• [RECORDED DATA]
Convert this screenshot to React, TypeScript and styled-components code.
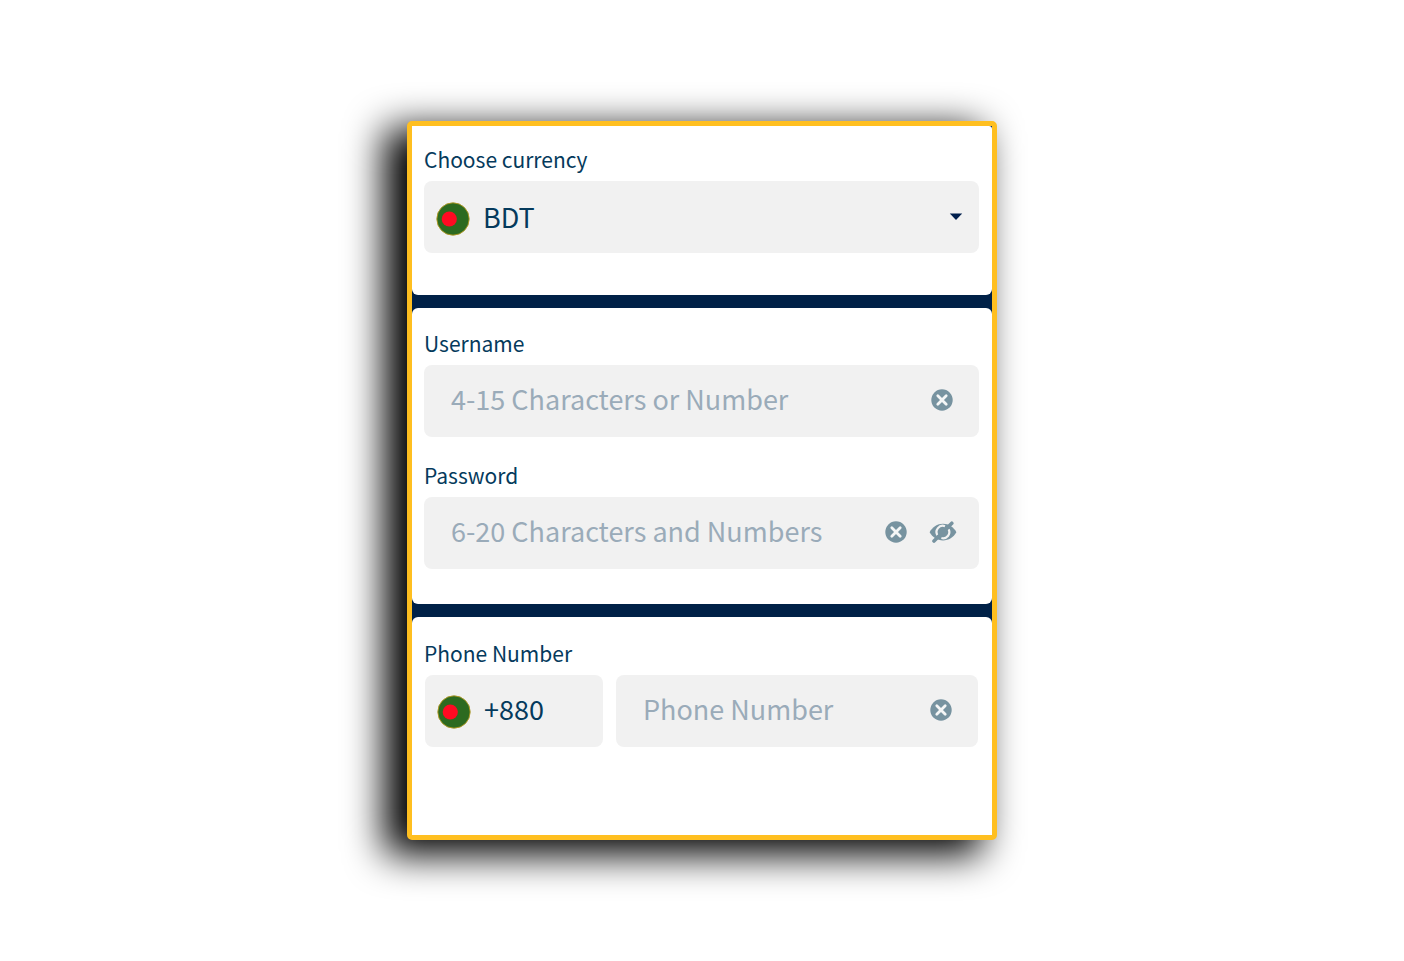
import { useState } from "react";
import styled, { createGlobalStyle } from "styled-components";

const GlobalStyle = createGlobalStyle`
  *, *::before, *::after { box-sizing: border-box; }
  body { margin: 0; background: #fff; }
  body, input, select, button { font-family: "Noto Sans CJK SC", "Noto Sans", sans-serif; }
`;

const Page = styled.main`
  min-height: 100vh;
  padding: 48px 24px;
  display: flex;
  align-items: center;
  justify-content: center;
`;

const Card = styled.form`
  width: 100%;
  max-width: 590px;
  display: flex;
  flex-direction: column;
  gap: 13px;
  border: 5px solid #ffbf20;
  border-radius: 5px;
  background: #002147;
  box-shadow: -19px 11px 38px 4px #000;
`;

const Section = styled.section<{ $top: number; $bottom: number }>`
  padding: ${(p) => p.$top}px 13px ${(p) => p.$bottom}px 12px;
  display: flex;
  flex-direction: column;
  gap: 26px;
  border-radius: 6px;
  background: #fff;
  &:first-child { border-top-left-radius: 0; border-top-right-radius: 3px; }
  &:last-child { border-bottom-left-radius: 0; border-bottom-right-radius: 0; }
`;

const Group = styled.div`
  display: flex;
  flex-direction: column;
  gap: 10px;
`;

const Label = styled.label`
  font-size: 21px;
  line-height: 24px;
  color: #053a5c;
`;

const Field = styled.div<{ $start: number; $end: number; $bottom?: number }>`
  flex: 1;
  min-width: 0;
  min-height: 72px;
  padding: 0 ${(p) => p.$end}px ${(p) => p.$bottom ?? 2}px ${(p) => p.$start}px;
  display: flex;
  align-items: center;
  border-radius: 8px;
  background: #f1f1f1;
`;

const PhoneRow = styled.div`
  margin: 0 1px;
  display: grid;
  grid-template-columns: 178px 1fr;
  gap: 13px;
`;

const Input = styled.input`
  flex: 1;
  min-width: 0;
  height: 40px;
  margin-bottom: 4px;
  padding: 0;
  border: 0;
  outline: 0;
  background: transparent;
  font-size: 27px;
  color: #053a5c;
  &::placeholder { color: #9aabb9; opacity: 1; }
`;

const Select = styled.select`
  flex: 1;
  min-width: 0;
  height: 40px;
  padding: 0;
  border: 0;
  outline: 0;
  appearance: none;
  background: transparent;
  font-size: 27px;
  line-height: 40px;
  color: #053a5c;
`;

const Actions = styled.div`
  display: flex;
  align-items: center;
  gap: 22px;
`;

const IconButton = styled.button`
  padding: 0;
  border: 0;
  display: flex;
  background: transparent;
  color: #7793a0;
  cursor: pointer;
`;

const FlagIcon = styled.svg`
  flex: none;
  margin: 4px 13px 0 0;
`;

const CaretIcon = styled.svg`
  flex: none;
  pointer-events: none;
`;

const Flag = () => (
  <FlagIcon width="34" height="34" viewBox="0 0 34 34" aria-hidden="true">
    <circle cx="17" cy="17" r="16.2" fill="#2c6a20" stroke="#b79b22" strokeWidth="0.9" />
    <circle cx="13.3" cy="17" r="7.6" fill="#ff0a22" />
  </FlagIcon>
);

const ClearButton = ({ label, onClick }: { label: string; onClick: () => void }) => (
  <IconButton type="button" aria-label={label} onClick={onClick}>
    <svg width="22" height="22" viewBox="0 0 22 22" aria-hidden="true">
      <circle cx="11" cy="11" r="10.7" fill="currentColor" />
      <path d="M6.8 6.8 15.2 15.2M15.2 6.8 6.8 15.2" stroke="#f4f6f6" strokeWidth="2.8" strokeLinecap="round" />
    </svg>
  </IconButton>
);

const EyeOff = () => (
  <svg width="28" height="22" viewBox="0 0 28 22" aria-hidden="true">
    <path d="M.6 11.2C3.5 6 8.300 2.800 14 2.800S24.500 6 27.400 11.200C24.500 16.200 19.700 19.400 14 19.400S3.500 16.200 .6 11.200Z" fill="currentColor" />
    <path d="M8.600 14.400A6.200 6.200 0 0 1 16 5.200" fill="none" stroke="#f1f1f1" strokeWidth="2.200" />
    <path d="M19.600 8.200A6.200 6.200 0 0 1 12.400 17" fill="none" stroke="#f1f1f1" strokeWidth="2.200" />
    <path d="M13.200 11.200 17 7.400" stroke="#f1f1f1" strokeWidth="1" />
    <path d="M5 20 22.800 2.200" stroke="currentColor" strokeWidth="3.600" strokeLinecap="round" />
  </svg>
);

export default function App() {
  const [username, setUsername] = useState("");
  const [password, setPassword] = useState("");
  const [phone, setPhone] = useState("");
  const [visible, setVisible] = useState(false);

  return (
    <>
      <GlobalStyle />
      <Page>
        <Card>
          <Section $top={21} $bottom={42}>
            <Group>
              <Label htmlFor="currency">Choose currency</Label>
              <Field $start={12} $end={16} $bottom={0}>
                <Flag />
                <Select id="currency" defaultValue="BDT">
                  <option value="BDT">BDT</option>
                </Select>
                <CaretIcon width="14" height="8" viewBox="0 0 14 8" aria-hidden="true">
                  <path d="M.8.5H13.200L7 7Z" fill="#001f4d" />
                </CaretIcon>
              </Field>
            </Group>
          </Section>
          <Section $top={23} $bottom={35}>
            <Group>
              <Label htmlFor="username">Username</Label>
              <Field $start={27} $end={26}>
                <Input id="username" placeholder="4-15 Characters or Number" value={username} onChange={(e) => setUsername(e.target.value)} />
                <ClearButton label="Clear username" onClick={() => setUsername("")} />
              </Field>
            </Group>
            <Group>
              <Label htmlFor="password">Password</Label>
              <Field $start={27} $end={22}>
                <Input id="password" type={visible ? "text" : "password"} placeholder="6-20 Characters and Numbers" value={password} onChange={(e) => setPassword(e.target.value)} />
                <Actions>
                  <ClearButton label="Clear password" onClick={() => setPassword("")} />
                  <IconButton type="button" aria-label="Toggle password visibility" onClick={() => setVisible(!visible)}>
                    <EyeOff />
                  </IconButton>
                </Actions>
              </Field>
            </Group>
          </Section>
          <Section $top={24} $bottom={88}>
            <Group>
              <Label htmlFor="phone">Phone Number</Label>
              <PhoneRow>
                <Field $start={12} $end={12}>
                  <Flag />
                  <Input aria-label="Country code" defaultValue="+880" />
                </Field>
                <Field $start={27} $end={26}>
                  <Input id="phone" type="tel" placeholder="Phone Number" value={phone} onChange={(e) => setPhone(e.target.value)} />
                  <ClearButton label="Clear phone number" onClick={() => setPhone("")} />
                </Field>
              </PhoneRow>
            </Group>
          </Section>
        </Card>
      </Page>
    </>
  );
}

• [WHAT IS NEEDED] Set down all the data again exactly as above, pictures excluded.

• [ANSWER TO THE EXERCISE]
Convert this screenshot to React, TypeScript and styled-components code.
import { useState } from "react";
import styled, { createGlobalStyle } from "styled-components";

const GlobalStyle = createGlobalStyle`
  *, *::before, *::after { box-sizing: border-box; }
  body { margin: 0; background: #fff; }
  body, input, select, button { font-family: "Noto Sans CJK SC", "Noto Sans", sans-serif; }
`;

const Page = styled.main`
  min-height: 100vh;
  padding: 48px 24px;
  display: flex;
  align-items: center;
  justify-content: center;
`;

const Card = styled.form`
  width: 100%;
  max-width: 590px;
  display: flex;
  flex-direction: column;
  gap: 13px;
  border: 5px solid #ffbf20;
  border-radius: 5px;
  background: #002147;
  box-shadow: -19px 11px 38px 4px #000;
`;

const Section = styled.section<{ $top: number; $bottom: number }>`
  padding: ${(p) => p.$top}px 13px ${(p) => p.$bottom}px 12px;
  display: flex;
  flex-direction: column;
  gap: 26px;
  border-radius: 6px;
  background: #fff;
  &:first-child { border-top-left-radius: 0; border-top-right-radius: 3px; }
  &:last-child { border-bottom-left-radius: 0; border-bottom-right-radius: 0; }
`;

const Group = styled.div`
  display: flex;
  flex-direction: column;
  gap: 10px;
`;

const Label = styled.label`
  font-size: 21px;
  line-height: 24px;
  color: #053a5c;
`;

const Field = styled.div<{ $start: number; $end: number; $bottom?: number }>`
  flex: 1;
  min-width: 0;
  min-height: 72px;
  padding: 0 ${(p) => p.$end}px ${(p) => p.$bottom ?? 2}px ${(p) => p.$start}px;
  display: flex;
  align-items: center;
  border-radius: 8px;
  background: #f1f1f1;
`;

const PhoneRow = styled.div`
  margin: 0 1px;
  display: grid;
  grid-template-columns: 178px 1fr;
  gap: 13px;
`;

const Input = styled.input`
  flex: 1;
  min-width: 0;
  height: 40px;
  margin-bottom: 4px;
  padding: 0;
  border: 0;
  outline: 0;
  background: transparent;
  font-size: 27px;
  color: #053a5c;
  &::placeholder { color: #9aabb9; opacity: 1; }
`;

const Select = styled.select`
  flex: 1;
  min-width: 0;
  height: 40px;
  padding: 0;
  border: 0;
  outline: 0;
  appearance: none;
  background: transparent;
  font-size: 27px;
  line-height: 40px;
  color: #053a5c;
`;

const Actions = styled.div`
  display: flex;
  align-items: center;
  gap: 22px;
`;

const IconButton = styled.button`
  padding: 0;
  border: 0;
  display: flex;
  background: transparent;
  color: #7793a0;
  cursor: pointer;
`;

const FlagIcon = styled.svg`
  flex: none;
  margin: 4px 13px 0 0;
`;

const CaretIcon = styled.svg`
  flex: none;
  pointer-events: none;
`;

const Flag = () => (
  <FlagIcon width="34" height="34" viewBox="0 0 34 34" aria-hidden="true">
    <circle cx="17" cy="17" r="16.2" fill="#2c6a20" stroke="#b79b22" strokeWidth="0.9" />
    <circle cx="13.3" cy="17" r="7.6" fill="#ff0a22" />
  </FlagIcon>
);

const ClearButton = ({ label, onClick }: { label: string; onClick: () => void }) => (
  <IconButton type="button" aria-label={label} onClick={onClick}>
    <svg width="22" height="22" viewBox="0 0 22 22" aria-hidden="true">
      <circle cx="11" cy="11" r="10.7" fill="currentColor" />
      <path d="M6.8 6.8 15.2 15.2M15.2 6.8 6.8 15.2" stroke="#f4f6f6" strokeWidth="2.8" strokeLinecap="round" />
    </svg>
  </IconButton>
);

const EyeOff = () => (
  <svg width="28" height="22" viewBox="0 0 28 22" aria-hidden="true">
    <path d="M.6 11.2C3.5 6 8.300 2.800 14 2.800S24.500 6 27.400 11.200C24.500 16.200 19.700 19.400 14 19.400S3.500 16.200 .6 11.200Z" fill="currentColor" />
    <path d="M8.600 14.400A6.200 6.200 0 0 1 16 5.200" fill="none" stroke="#f1f1f1" strokeWidth="2.200" />
    <path d="M19.600 8.200A6.200 6.200 0 0 1 12.400 17" fill="none" stroke="#f1f1f1" strokeWidth="2.200" />
    <path d="M13.200 11.200 17 7.400" stroke="#f1f1f1" strokeWidth="1" />
    <path d="M5 20 22.800 2.200" stroke="currentColor" strokeWidth="3.600" strokeLinecap="round" />
  </svg>
);

export default function App() {
  const [username, setUsername] = useState("");
  const [password, setPassword] = useState("");
  const [phone, setPhone] = useState("");
  const [visible, setVisible] = useState(false);

  return (
    <>
      <GlobalStyle />
      <Page>
        <Card>
          <Section $top={21} $bottom={42}>
            <Group>
              <Label htmlFor="currency">Choose currency</Label>
              <Field $start={12} $end={16} $bottom={0}>
                <Flag />
                <Select id="currency" defaultValue="BDT">
                  <option value="BDT">BDT</option>
                </Select>
                <CaretIcon width="14" height="8" viewBox="0 0 14 8" aria-hidden="true">
                  <path d="M.8.5H13.200L7 7Z" fill="#001f4d" />
                </CaretIcon>
              </Field>
            </Group>
          </Section>
          <Section $top={23} $bottom={35}>
            <Group>
              <Label htmlFor="username">Username</Label>
              <Field $start={27} $end={26}>
                <Input id="username" placeholder="4-15 Characters or Number" value={username} onChange={(e) => setUsername(e.target.value)} />
                <ClearButton label="Clear username" onClick={() => setUsername("")} />
              </Field>
            </Group>
            <Group>
              <Label htmlFor="password">Password</Label>
              <Field $start={27} $end={22}>
                <Input id="password" type={visible ? "text" : "password"} placeholder="6-20 Characters and Numbers" value={password} onChange={(e) => setPassword(e.target.value)} />
                <Actions>
                  <ClearButton label="Clear password" onClick={() => setPassword("")} />
                  <IconButton type="button" aria-label="Toggle password visibility" onClick={() => setVisible(!visible)}>
                    <EyeOff />
                  </IconButton>
                </Actions>
              </Field>
            </Group>
          </Section>
          <Section $top={24} $bottom={88}>
            <Group>
              <Label htmlFor="phone">Phone Number</Label>
              <PhoneRow>
                <Field $start={12} $end={12}>
                  <Flag />
                  <Input aria-label="Country code" defaultValue="+880" />
                </Field>
                <Field $start={27} $end={26}>
                  <Input id="phone" type="tel" placeholder="Phone Number" value={phone} onChange={(e) => setPhone(e.target.value)} />
                  <ClearButton label="Clear phone number" onClick={() => setPhone("")} />
                </Field>
              </PhoneRow>
            </Group>
          </Section>
        </Card>
      </Page>
    </>
  );
}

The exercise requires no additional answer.